Snow out in the cold

STUCK in a traffic jam in one of those new-fangled London cabs during the week in the Euston Road and looking back, I noticed a well-dressed cyclist weaving through the parked cars. As he came alongside I saw that it was Jon Snow of Channel 4 News. Alas, it was too late to get the window down and ask for a selfie.

I’ve bumped into Snow in various odd places over the years and he has always been warm and open. Channel 4 News is the best news programme on air and his avuncular presence helps make it so. It’s a real shame he is leaving. I hope it’s nothing to do with the looming privatisation of the channel and its certain independent demise, but if it is I hope he speaks out.

‘Mob’ justice?

DID a Home Office spokesperson really say this about the peaceful protest in Pollokshields which prevented the seizure of two asylum seekers? “It is completely unacceptable for a mob to stop the lawful removal of people living in our country illegally. We 100% back the frontline in removing those with no right to be here.”

They were the best-behaved mob I’ve ever seen. The majority wore masks and chatted amicably between themselves as they sat down blocking the street. The only thing missing was tea and biscuits. And a choir. Perhaps next time?

I don’t know whether the two men arrested by Border Force are genuine asylum seekers or not, although that really isn’t the point. A deportation order from Westminster was unimplementable because of the size of the protest and because the police, responsible to Holyrood, were not going to assist in enforcing it. Two administrations were at odds, not for the first time.

What happens now? Do Border Force turn up in plain clothes and unmarked vans in the middle of the night to swoop? If the protest becomes a little more boisterous than Thursday’s, what will be the police reaction in “keeping the peace”, given they had horses and riot gear in reserve at Pollokshields? And who pays for the dozens of officers who did, and will, turn up for these events?

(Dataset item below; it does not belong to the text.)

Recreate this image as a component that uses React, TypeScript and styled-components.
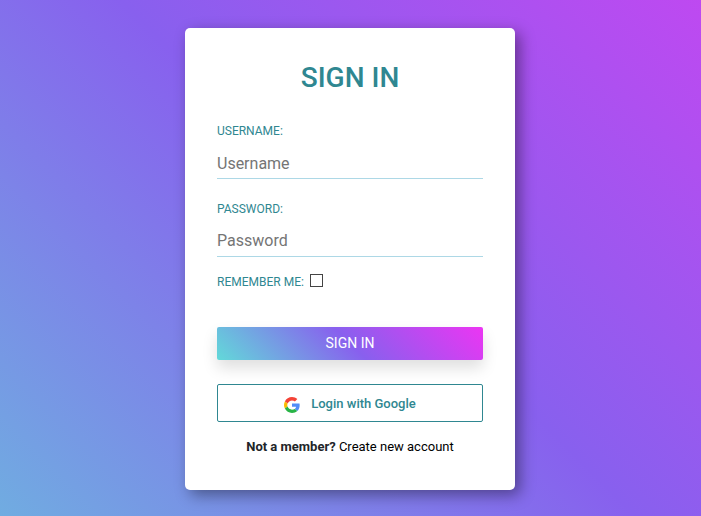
import React from "react";
import styled, { createGlobalStyle } from "styled-components";

const GlobalStyle = createGlobalStyle`
  * { box-sizing: border-box; }
  body { margin: 0; font-family: Roboto, "Liberation Sans", sans-serif; }
`;

const Page = styled.main`
  display: flex;
  justify-content: center;
  align-items: flex-start;
  height: 516px;
  padding: 28px 1px 0 0;
  overflow: hidden;
  background: linear-gradient(45deg, #62d9d9 -30.7%, #8860ee 52.3%, #e937f3 138%);
`;

const Card = styled.form`
  display: flex;
  flex-direction: column;
  width: 330px;
  height: 462px;
  padding: 32px;
  border-radius: 5px;
  background: #fff;
  box-shadow: 5px 5px 15px rgba(0, 0, 0, 0.4);
`;

const Title = styled.h1`
  margin: 0 0 28px;
  color: #2f8791;
  font-size: 28px;
  font-weight: 500;
  line-height: 35px;
  text-align: center;
`;

const Label = styled.label`
  color: #2f8791;
  font-size: 12px;
  line-height: 16px;
`;

const Field = styled.div<{ $gap: number }>`
  display: flex;
  flex-direction: column;
  margin-bottom: ${({ $gap }) => $gap}px;
`;

const Input = styled.input<{ $top?: number }>`
  height: 32px;
  margin-top: 8px;
  padding: ${({ $top = 0 }) => $top}px 0 0;
  border: 0;
  border-bottom: 1px solid lightblue;
  outline: none;
  background: #fff;
  font: 16px Roboto, sans-serif;

  &::placeholder { color: #757575; }
`;

const Remember = styled.div`
  display: flex;
  align-items: center;
  height: 18px;
`;

const Checkbox = styled.input`
  appearance: none;
  width: 13px;
  height: 13px;
  margin: 0 0 3px 6px;
  border: 1px solid #444;
  background: #fff;
`;

const SubmitButton = styled.button`
  height: 33px;
  flex-shrink: 0;
  margin-top: 36px;
  padding: 0 0 2px;
  border: 0;
  border-radius: 2px;
  background: linear-gradient(45deg, #62d9d9, #8860ee, #ec35f3);
  box-shadow: 0 8px 15px rgba(0, 0, 0, 0.13);
  color: #fff;
  font: 14px Roboto, sans-serif;
`;

const GoogleButton = styled.button`
  display: flex;
  justify-content: center;
  align-items: center;
  height: 38px;
  flex-shrink: 0;
  margin-top: 24px;
  padding: 0;
  border: 1px solid #2f8791;
  border-radius: 2px;
  background: #fff;
  color: #2f8791;
  font: 500 13px Roboto, sans-serif;
`;

const GoogleMark = styled.svg`
  width: 16px;
  height: 16px;
  margin: 3px 11px 0 0;
`;

const Footer = styled.p`
  margin: 16px 0 0;
  color: #000;
  font-size: 13px;
  line-height: 18px;
  text-align: center;

  strong { color: #212529; font-weight: 700; }
`;

export default function App() {
  return (
    <>
      <GlobalStyle />
      <Page>
        <Card>
          <Title>SIGN IN</Title>
          <Field $gap={22}>
            <Label htmlFor="username">USERNAME:</Label>
            <Input id="username" placeholder="Username" $top={2} />
          </Field>
          <Field $gap={16}>
            <Label htmlFor="password">PASSWORD:</Label>
            <Input id="password" type="password" placeholder="Password" />
          </Field>
          <Remember>
            <Label htmlFor="remember">REMEMBER ME:</Label>
            <Checkbox id="remember" type="checkbox" />
          </Remember>
          <SubmitButton type="button">SIGN IN</SubmitButton>
          <GoogleButton type="button">
            <GoogleMark viewBox="0 0 48 48" aria-hidden="true">
              <path fill="#f44336" d="M2.6 13.2C6.5 5.4 14.6 0 24 0c6.5 0 11.9 2.4 16.1 6.2l-7.4 7.4C30.3 11.5 27.4 10.2 24 10.2c-6.1 0-11.2 4-13.2 9.4z" />
              <path fill="#518ef8" d="M47 24.6c0-1.8-.2-3.5-.5-5.2H24v10h12.4c-.7 2.7-2.1 4.9-4.3 6.4l7.8 6.4C44.4 38 47 31.8 47 24.6z" />
              <path fill="#fbbb00" d="M10.8 28.6c-.6-1.5-.9-3-.9-4.6s.3-3.1.9-4.6l-8.2-6.2C.9 16.5 0 20.1 0 24s.9 7.5 2.6 10.8z" />
              <path fill="#28b446" d="M24 48c6.5 0 11.9-2.1 15.9-5.8l-7.8-6.4c-2.2 1.4-4.8 2.1-8.1 2.1-6.2 0-11.3-3.9-13.2-9.3l-8.2 6.2C6.5 42.6 14.6 48 24 48z" />
            </GoogleMark>
            Login with Google
          </GoogleButton>
          <Footer><strong>Not a member?</strong> Create new account</Footer>
        </Card>
      </Page>
    </>
  );
}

This isn’t going to go well.

No small beer

APPARENTLY, every Brit needs to drink 124 pints or 122 glasses of wine to save their local pub, although I’m not sure if that’s before or after a meal. It’s a challenge, but we have our duty to do.

Biden his time?

ALMOST 50 years ago now I visited the rancid Palestinian refugee camps in Lebanon, Sabra and Shatila where, a few years later, Phalangist militias massacred more than 3,000 people, some of whom I knew and had talked to. The Israel Defense Forces, under Ariel Sharon, stood back and lit up the camps so that it could be better achieved.

I have been to Jerusalem and Tel Aviv many times and reported mainly from Israel during the Gulf War. I have also been to Gaza. This latest chapter in the bloody tragedy kicked off when Jewish settlers, many with New York accents, and backed by law, claimed houses or land in Jerusalem they said had been in their families prior to 1948, when Israel was created. There is no such right for Arabs or Palestinians.

Britain created this when we, as one people, gave a second people the land occupied by a third. But it is the United States which is paying for the F-16s, and the supposed targeted missiles and bombs blowing Gaza, and children, to bits.

Only they can insist on a just solution for both sides. The US president, Joe Biden, shows no interest in doing so. This will outlive him, and me, and probably you.

Questionable quality

WHAT has become of Question Time? It used to be a “must watch” with David Dimbleby, even if you didn’t agree with any of the panellists and the questioners from the audience. Since the pandemic, it has become utter dross and apparently an expensive recruitment audition for Gogglebox.

The show is produced by the production company Mentorn, notionally from Glasgow, and since Covid there has been a virtual audience of 50 people – QT50 in Beeb jargon – who applied for it and were allegedly interviewed about their political persuasions. Aye, right.

What on Earth is the point in having the same basic audience of 50 – other than it’s cheap and easy for Mentorn – when, like Andrea on Thursday, someone is on for half a dozen times spouting the same thing?